Extreme-right Flemish separatist party Vlaams Belang gained big in Belgium’s triple elections on Sunday (26 May), complicating efforts to form the next federal government as French-speaking Walloons voted for radically opposite parties on the left of the political spectrum.
Belgium’s “Super Sunday” of elections was marked by a distinct shift to the extreme-right in the more prosperous Dutch-speaking Flanders region while voters in French-speaking Wallonia gave leftist parties a clear win.
This results in an ever more polarised parliament at federal level where each region has a pre-determined number of seats. With the exception of the Greens, this means the country’s linguistic divide is now also clearly doubled by a political divide.
In Flanders, the far-right Vlaams Belang scored more than 18.6% of the vote, a surge of close to 13% compared to 2014.
It becomes the second-biggest party behind the nationalist N-VA, which remains the largest party in Flanders with 24.8%, despite suffering big losses. Traditional parties like the Conservative CD&V (15.4%), the liberal Open VLD (13.1%), the Socialist SP.A (10.1%) and Groen (10.1%) follow at a distance.
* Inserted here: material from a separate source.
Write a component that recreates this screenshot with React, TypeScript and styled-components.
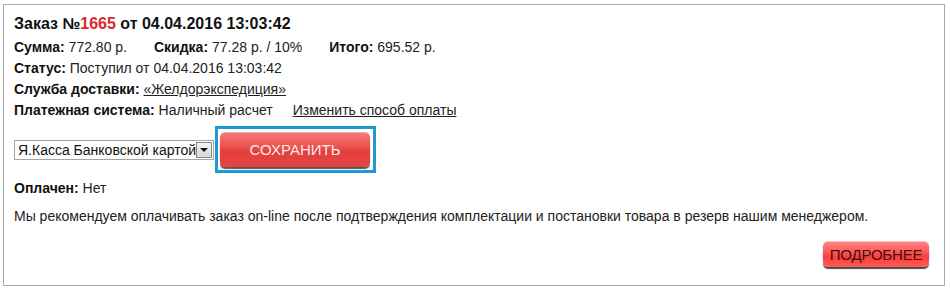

In Wallonia, the Socialist PS suffered losses, but remains the strongest party in the region, with 26.2% of votes, followed by Prime Minister Charles Michel’s liberal MR party on 21.4%. Green party Ecolo is the big winner in the region, nearly tripling their score to 14.5%.
In Brussels, the Flemish and French-speaking Greens are jointly expected to become the largest political parties.
Despite the anticipated Green wave, the new Belgian federal parliament will possibly “never have been so massively Flemish-nationalist,” said Vlaams Belang leader, Tom Van Grieken. While the N-VA remains the largest party at national level, Vlaams Belang follows closely behind, jumping from three to eighteen seats in the federal assembly.
“This is not a black Sunday, but a Sunday full of hope. We want to assume our responsibility,” said Van Grieken in his victory speech in front of supporters after the results came in.
Vlaams Belang has so far been excluded from ruling coalitions at all levels of government in Belgium due to the so-called cordon sanitaire, which aims at excluding the far-right from any political majority in the country.
N-VA leader Bart De Wever, however, did not exclude the possibility of breaking the embargo around Vlaams Belang in a speech on Sunday evening.
“I never subscribed to the ‘cordon sanitaire‘ and I was never a fan of it. But I have never been a fan of the party’s style, of some of its exaggerated figures and positions. These two things, which were clear yesterday, are still clear,” he added.
The gulf between the two major linguistic communities in the country will make the formation of a new Belgian federal government extremely difficult, raising fears that Belgium might repeat the crisis seen after the 2010 election when the country remained 541 days without a government, a world record.
The election results suggest Prime Minister Charles Michel, who has been running the country of 11 million people in a caretaker capacity since December, could face many more months in that role as party leaders try to form a new coalition.
Although Michel’s MR party came second place in the elections in Wallonia, commentators suggest he could be out of a job soon as his outgoing government coalition partners faced considerable electoral losses.
The Flemish separatists are expected to double down on their efforts to delegate more powers to Belgium’s regions, a move resisted by the poorer Wallonia.
The government formation process could begin in the coming week, with King Philippe expected to hold exploratory talks with the leaders of the main political parties.
On a European level, the country swings even more to the right with the extreme-right Vlaams Belang winning three seats, at the expense of the Flemish nationalist N-VA and the liberal Open VLD, which lost one seat each.